While the space shuttle program cannot take credit for the imagery and scientific data gathered by the satellites it deployed, it was an engineering feat that provided scientists with unparalleled access to orbit, Lane said. That access led to important discoveries in Earth sciences, where space shuttle instruments obtained some of the first measurements of trace gases and aerosols in the atmosphere. Shuttle flights also were used to test and demonstrate new sensors, including space-based lidar, which proved its utility in measuring the vertical distribution of clouds and aerosols in Earth’s atmosphere.
In addition, scientists relied on remote sensing instruments flown on the space shuttle to calibrate sensors onboard NASA and National Oceanic and Atmospheric Administration (NOAA) satellites. “The space shuttle was unique because it let us take instruments into space, calibrate and validate them and return them to Earth,” said Jack Kaye, associate director for research in NASA’s Earth Science Division. The Shuttle Solar Backscatter Ultraviolet instrument, for example, was used extensively to calibrate ozone-monitoring sensors carried by NOAA weather satellites.

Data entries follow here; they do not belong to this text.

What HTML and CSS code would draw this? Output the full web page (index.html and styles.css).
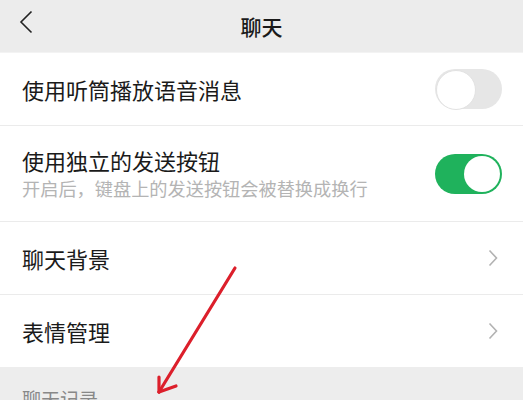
FILE: index.html
```html
<!DOCTYPE html>
<html>
   <head>
      <meta charset="UTF-8">
      <meta name="viewport" content="width=device-width, initial-scale=1.0"/>
      <title>聊天</title>
      <link rel="stylesheet" href="styles.css">
   </head>
   <body>
      <header class="nav-bar">
         <svg class="back-icon" width="14" height="24" viewBox="0 0 14 24">
            <path d="M12.5 1.5 L2 12 L12.5 22.5" fill="none" stroke="#222" stroke-width="1.6"/>
         </svg>
         <h1 class="nav-title">聊天</h1>
      </header>

      <ul class="settings">
         <li class="item">
            <div class="item-text">
               <span class="item-title">使用听筒播放语音消息</span>
            </div>
            <span class="switch"></span>
         </li>
         <li class="item item-tall">
            <div class="item-text">
               <span class="item-title">使用独立的发送按钮</span>
               <span class="item-desc">开启后，键盘上的发送按钮会被替换成换行</span>
            </div>
            <span class="switch switch-on"></span>
         </li>
         <li class="item">
            <div class="item-text">
               <span class="item-title">聊天背景</span>
            </div>
            <svg class="chevron" width="10" height="18" viewBox="0 0 10 18">
               <path d="M1.5 1.5 L8.5 9 L1.5 16.5" fill="none" stroke="#b2b2b2" stroke-width="1.6"/>
            </svg>
         </li>
         <li class="item">
            <div class="item-text">
               <span class="item-title">表情管理</span>
            </div>
            <svg class="chevron" width="10" height="18" viewBox="0 0 10 18">
               <path d="M1.5 1.5 L8.5 9 L1.5 16.5" fill="none" stroke="#b2b2b2" stroke-width="1.6"/>
            </svg>
         </li>
      </ul>

      <div class="section-title">聊天记录</div>

      <!-- hand drawn annotation arrow -->
      <svg class="mark-arrow" width="523" height="400" viewBox="0 0 523 400">
         <g fill="none" stroke="#dc1f2b" stroke-width="3.2" stroke-linecap="round" stroke-linejoin="round">
            <path d="M235 268 L159 392"/>
            <path d="M159 392 L159 377"/>
            <path d="M159 392 L176 386"/>
         </g>
      </svg>
   </body>
</html>
```

FILE: styles.css
```css
*
{
   box-sizing: border-box;
}

body
{
   margin: 0;
   position: relative;
   height: 400px;
   overflow: hidden;
   background: #ededed;
   font-family: "Noto Sans CJK SC", "Noto Sans", sans-serif;
   color: #1a1a1a;
}

.nav-bar
{
   position: relative;
   height: 53px;
   display: flex;
   align-items: center;
   justify-content: center;
   background: #ececec;
   border-bottom: 1px solid #f3f3f3;
}

.back-icon
{
   position: absolute;
   left: 19px;
   top: 10px;
}

.nav-title
{
   margin: 0;
   font-size: 21px;
   font-weight: 500;
   color: #1a1a1a;
}

.settings
{
   list-style: none;
   margin: 0;
   padding: 0;
   background: #fff;
}

.item
{
   display: flex;
   align-items: center;
   min-height: 72px;
   padding: 0 21px 0 22px;
}

.item + .item
{
   border-top: 1px solid #ebebeb;
   min-height: 73px;
}

.item-tall
{
   min-height: 96px !important;
   padding-top: 19px;
   padding-bottom: 19px;
}

.item-text
{
   flex: 1;
   display: flex;
   flex-direction: column;
}

.item-title
{
   font-size: 22px;
   line-height: 30px;
   color: #1a1a1a;
}

.item-desc
{
   font-size: 18.2px;
   line-height: 27px;
   color: #b4b4b4;
}

.switch
{
   position: relative;
   width: 67px;
   height: 40px;
   border-radius: 20px;
   background: #e6e6e6;
}

.switch::after
{
   content: "";
   position: absolute;
   top: 1px;
   left: 1px;
   width: 38px;
   height: 38px;
   border-radius: 50%;
   background: #fff;
   border: 1px solid #e2e2e2;
}

.switch-on
{
   background: #1fb25c;
}

.switch-on::after
{
   left: auto;
   right: 2px;
   top: 2px;
   width: 36px;
   height: 36px;
   border: none;
}

.chevron
{
   margin-right: 4px;
}

.section-title
{
   padding: 19px 22px 0;
   font-size: 19px;
   line-height: 26px;
   color: #888;
}

.mark-arrow
{
   position: absolute;
   left: 0;
   top: 0;
   pointer-events: none;
}
```
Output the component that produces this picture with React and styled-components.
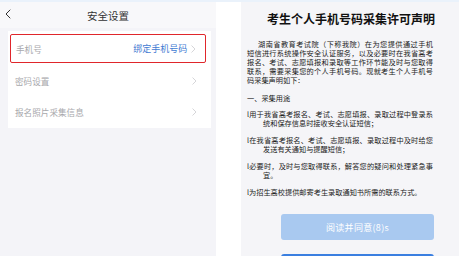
import styled, { createGlobalStyle } from 'styled-components';

const GlobalStyle = createGlobalStyle`
  html, body {
    margin: 0;
    padding: 0;
    background: #ffffff;
  }
  body {
    font-family: "Noto Sans CJK SC", "Noto Sans", sans-serif;
  }
`;

const rows = [
  { label: '手机号', value: '绑定手机号码', active: true },
  { label: '密码设置' },
  { label: '报名照片采集信息' },
];

// 声明正文，按截图断行
const intro = [
  '湖南省教育考试院（下称我院）在为您提供通过手机',
  '短信进行系统操作安全认证服务，以及必要时在我省高考',
  '报名、考试、志愿填报和录取等工作环节能及时与您取得',
  '联系，需要采集您的个人手机号码。现就考生个人手机号',
  '码采集声明如下：',
];

const items = [
  ['l用于我省高考报名、考试、志愿填报、录取过程中登录系', '统和保存信息时接收安全认证短信；'],
  ['l在我省高考报名、考试、志愿填报、录取过程中及时给您', '发送有关通知与提醒短信；'],
  ['l必要时，及时与您取得联系，解答您的疑问和处理紧急事', '宜。'],
  ['l为招生高校提供邮寄考生录取通知书所需的联系方式。'],
];

function Chevron({ color = '#c4c4c8', size = 8 }) {
  return (
    <svg width={size * 0.6} height={size} viewBox="0 0 6 10" fill="none">
      <path d="M1 1l4 4-4 4" stroke={color} strokeWidth="0.9" strokeLinecap="round" strokeLinejoin="round" />
    </svg>
  );
}

export default function App() {
  return (
    <>
      <GlobalStyle />
      <StPage>
        <StLeft>
          <StHeader>
            <StBack>
              <svg width="6" height="10" viewBox="0 0 6 10" fill="none">
                <path d="M5 1L1 5l4 4" stroke="#333" strokeWidth="1" strokeLinecap="round" strokeLinejoin="round" />
              </svg>
            </StBack>
            <h1>安全设置</h1>
          </StHeader>
          <StCard>
            {rows.map((row) => (
              <StRow key={row.label} $active={row.active}>
                <span className="label">{row.label}</span>
                <StRowRight>
                  {row.value && <span className="value">{row.value}</span>}
                  <Chevron />
                </StRowRight>
              </StRow>
            ))}
          </StCard>
        </StLeft>
        <StSpacer />
        <StRight>
          <StTitle>考生个人手机号码采集许可声明</StTitle>
          <StBody>
            <StBlock>
              {intro.map((line, i) => (
                <StLine key={line} $indent={i === 0 ? 11 : 0} $last={i === intro.length - 1}>
                  {line}
                </StLine>
              ))}
            </StBlock>
            <StSection>一、采集用途</StSection>
            {items.map((lines) => (
              <StItem key={lines[0]}>
                {lines.map((line, i) => (
                  <StLine key={line} $indent={i === 0 ? 0 : 16} $last={i === lines.length - 1}>
                    {line}
                  </StLine>
                ))}
              </StItem>
            ))}
          </StBody>
          <StButton>阅读并同意(8)s</StButton>
          <StButton $primary />
        </StRight>
      </StPage>
    </>
  );
}

const StPage = styled.div`
  display: flex;
  width: 459px;
  height: 256px;
  overflow: hidden;
  border-top: 2px solid #eaf2fb;
  box-sizing: border-box;
`;
const StLeft = styled.div`
  width: 216px;
  flex-shrink: 0;
  background: #f4f4f8;
`;
const StHeader = styled.div`
  position: relative;
  height: 26px;
  background: #f8f8fa;
  display: flex;
  align-items: center;
  justify-content: center;
  h1 {
    margin: 0;
    font-size: 10.5px;
    font-weight: 400;
    color: #333;
  }
`;
const StBack = styled.div`
  position: absolute;
  left: 5px;
  top: 7px;
  display: flex;
`;
const StCard = styled.div`
  margin: 3px 5px 0 8px;
  background: #ffffff;
  padding: 3px 0 1px;
`;
const StRow = styled.div`
  display: flex;
  align-items: center;
  justify-content: space-between;
  height: ${(p) => (p.$active ? '27px' : '31px')};
  margin: ${(p) => (p.$active ? '0 5px 2px 2px' : '0 7px 0 2px')};
  padding: 0 ${(p) => (p.$active ? '9px' : '7px')} 0 5px;
  border: ${(p) => (p.$active ? '1.5px solid #e0262b' : 'none')};
  border-radius: 2px;
  .label {
    font-size: 8.6px;
    color: #a8a8ac;
  }
  .value {
    font-size: 9px;
    color: #3f7bd2;
  }
`;
const StRowRight = styled.div`
  display: flex;
  align-items: center;
  gap: 4px;
`;
const StSpacer = styled.div`
  width: 25px;
  flex-shrink: 0;
  background: #ffffff;
`;
const StRight = styled.div`
  flex: 1;
  background: #f5f5f8;
  padding: 10px 0 0 6px;
  display: flex;
  flex-direction: column;
`;
const StTitle = styled.h2`
  margin: 0 0 0 20px;
  width: 170px;
  font-size: 12px;
  line-height: 14px;
  font-weight: 700;
  color: #111;
  white-space: nowrap;
`;
const StBody = styled.div`
  width: 186px;
  margin-top: 14px;
  font-size: 7.2px;
  line-height: 9px;
  color: #222;
`;
const StBlock = styled.div``;
const StLine = styled.div`
  padding-left: ${(p) => p.$indent}px;
  text-align: justify;
  text-align-last: ${(p) => (p.$last ? 'left' : 'justify')};
`;
const StSection = styled.div`
  margin: 9px 0 7px;
`;
const StItem = styled.div`
  margin-bottom: 8px;
`;
const StButton = styled.div`
  flex-shrink: 0;
  width: 153px;
  height: 26px;
  margin: ${(p) => (p.$primary ? '14px' : '9px')} 0 0 34px;
  border-radius: 3px;
  background: ${(p) => (p.$primary ? '#3a7fe0' : '#a9c9f0')};
  color: #ffffff;
  font-size: 9px;
  display: flex;
  align-items: center;
  justify-content: center;
  letter-spacing: 0.3px;
`;
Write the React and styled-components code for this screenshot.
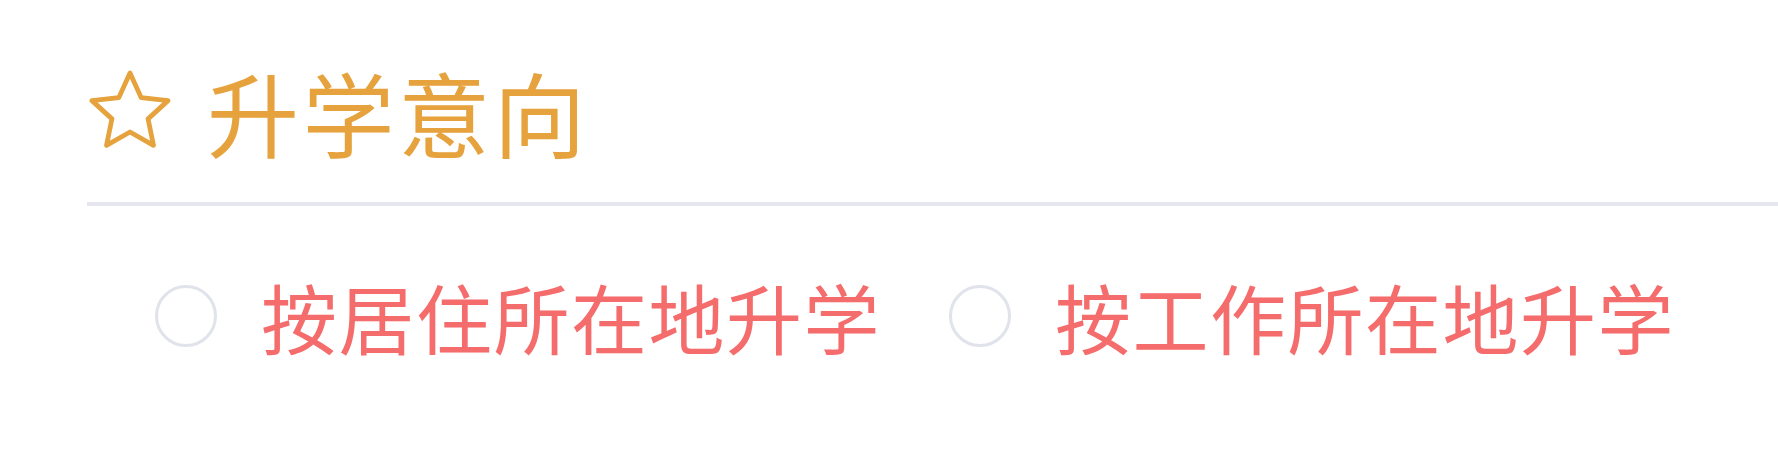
import React from "react";
import styled, { createGlobalStyle } from "styled-components";

const Global = createGlobalStyle`
  html, body { margin: 0; padding: 0; background: #ffffff; }
  body { font-family: "Noto Sans CJK SC", "Noto Sans", sans-serif; }
`;

const Section = styled.section`
  width: 1778px;
  height: 449px;
  box-sizing: border-box;
  padding: 64px 0 0 87px;
  background: #ffffff;
`;

const Header = styled.div`
  display: flex;
  align-items: center;
  gap: 36px;
  padding: 0 0 44px 2px;
  border-bottom: 4px solid #e6e6ef;
`;

const Title = styled.h2`
  margin: 0;
  font-size: 92px;
  line-height: 94px;
  font-weight: 400;
  color: #e6a23c;
  letter-spacing: 3.5px;
`;

const RadioGroup = styled.div`
  display: flex;
  align-items: center;
  padding: 72px 0 0 68px;
`;

const RadioItem = styled.label`
  display: flex;
  align-items: center;
  gap: 44px;
  margin-right: 68px;
  cursor: pointer;
`;

const Circle = styled.span`
  display: inline-block;
  box-sizing: border-box;
  width: 62px;
  height: 62px;
  border-radius: 50%;
  border: 3px solid #e1e3eb;
  background: #ffffff;
`;

const Label = styled.span`
  font-size: 76px;
  line-height: 76px;
  color: #f56c6c;
  letter-spacing: 1.5px;
`;

const StarIcon = () => {
  const cx = 41, cy = 44, R = 40, r = 19;
  const pts = [];
  for (let i = 0; i < 10; i++) {
    const a = (-90 + i * 36) * Math.PI / 180;
    const rad = i % 2 === 0 ? R : r;
    pts.push(`${(cx + rad * Math.cos(a)).toFixed(2)},${(cy + rad * Math.sin(a)).toFixed(2)}`);
  }
  return (
    <svg width="82" height="84" viewBox="0 0 82 84" aria-hidden="true">
      <polygon
        points={pts.join(" ")}
        fill="none"
        stroke="#e6a23c"
        strokeWidth="4.8"
        strokeLinejoin="round"
      />
    </svg>
  );
};

const options = ["按居住所在地升学", "按工作所在地升学"];

export default function App() {
  return (
    <>
      <Global />
      <Section>
        <Header>
          <StarIcon />
          <Title>升学意向</Title>
        </Header>
        <RadioGroup>
          {options.map((o) => (
            <RadioItem key={o}>
              <Circle />
              <Label>{o}</Label>
            </RadioItem>
          ))}
        </RadioGroup>
      </Section>
    </>
  );
}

In May, space shuttle crews transported another ambitious scientific experiment. On the shuttle’s penultimate flight, astronauts delivered to the space station the Alpha Magnetic Spectrometer, an astrophysics instrument that cost nearly $2 billion and took 17 years to design and build. That experiment, which involves the collaboration of scientists in 16 nations, is designed to measure cosmic rays in an effort to reveal the secrets of dark matter and antimatter.